For one, V-Mart is a departure from other listed retail companies in its concentration in the smaller Tier II and III cities (over 80 per cent of stores are located here), which are under-penetrated and have limited competition from organised retail.

E-commerce, the bane for most retailers, has not yet made significant inroads here either.

Two, V-Mart has also refrained from scaling up quickly or spreading itself too thin across geographies. Stores are focused in the north and north-eastern regions; such a localisation has helped it get a more accurate read of consumer preferences and behaviour, which vary widely across regions.

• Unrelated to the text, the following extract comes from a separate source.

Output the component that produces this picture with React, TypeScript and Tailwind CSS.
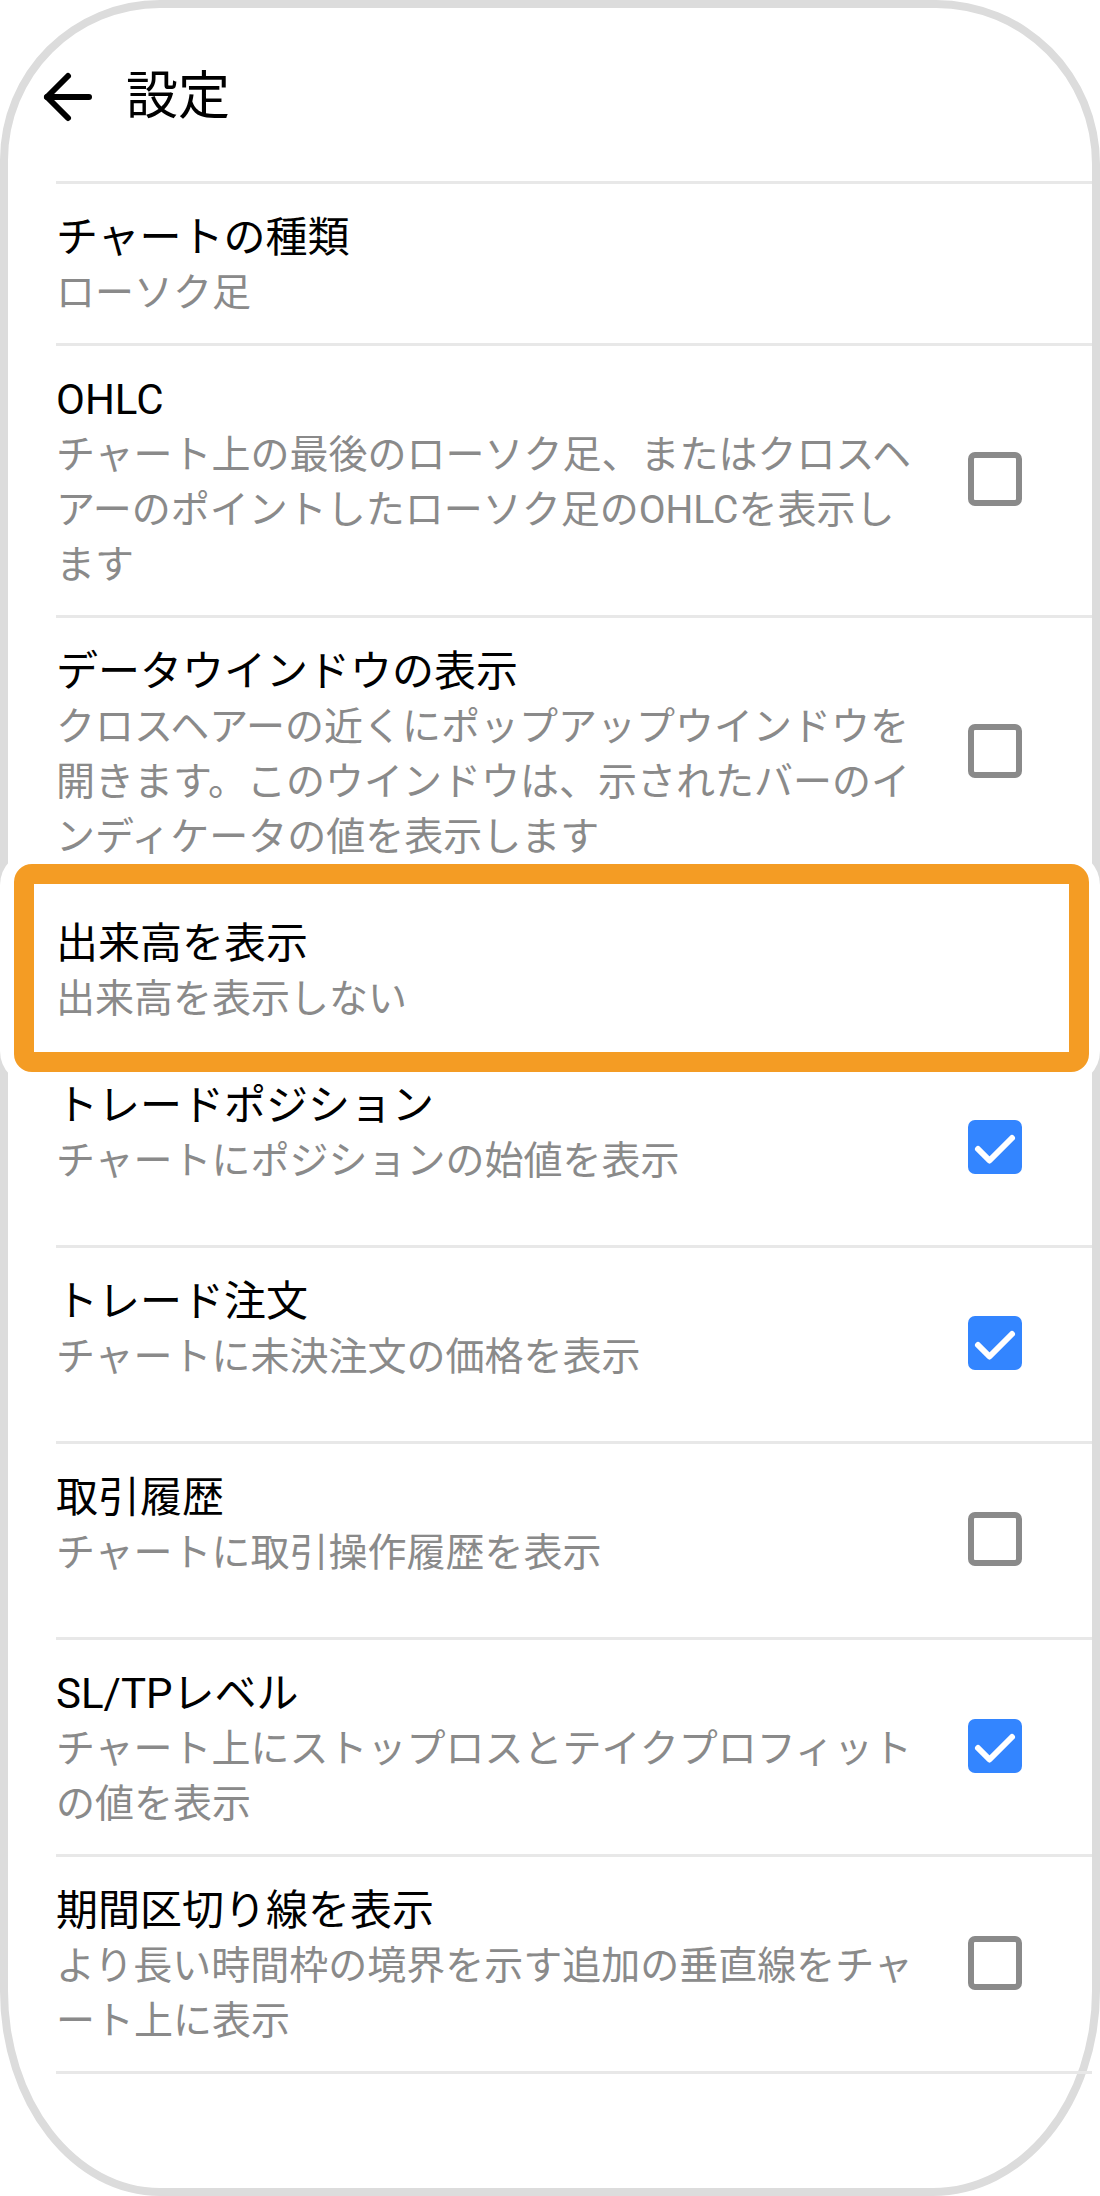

V-Mart’s same-store sales growth, a measure of how well stores perform on a sustainable basis, is at 6.5 per cent for 2014-15. While this is lower than the 11.5 per cent the year before, it is still better than peers’.

The growth has also been largely driven by volumes, indicating that it isn’t wholly dependent on price hikes to drive sales. Expansion has been kept at around 20 to 25 stores each year and debt levels are well under control.

Three, it has gradually shifted into fashion retail from food and groceries.

Fashion offers better margins and pricing; its share in revenues has moved to 91 per cent by FY-15 from the 80 per cent in FY-13. But owing to more discounts to clear inventory, operating profit margins dropped to 7.4 per cent for the second half of 2014-15 compared to the 9.1 per cent in the year ago period. Still, profit margins are better than those such as Shoppers Stop.

Net profit margin for 2014-15 is at 4.3 per cent, which is a low figure but retail inherently works on slim margins.

V-Mart Retail trades at a trailing 12-month price-earnings multiple of 23 times, far below peers such as Kewal Kiran, Trent, and Shoppers Stop. On a market cap-to-sales metric too, V-Mart is cheaper than peers.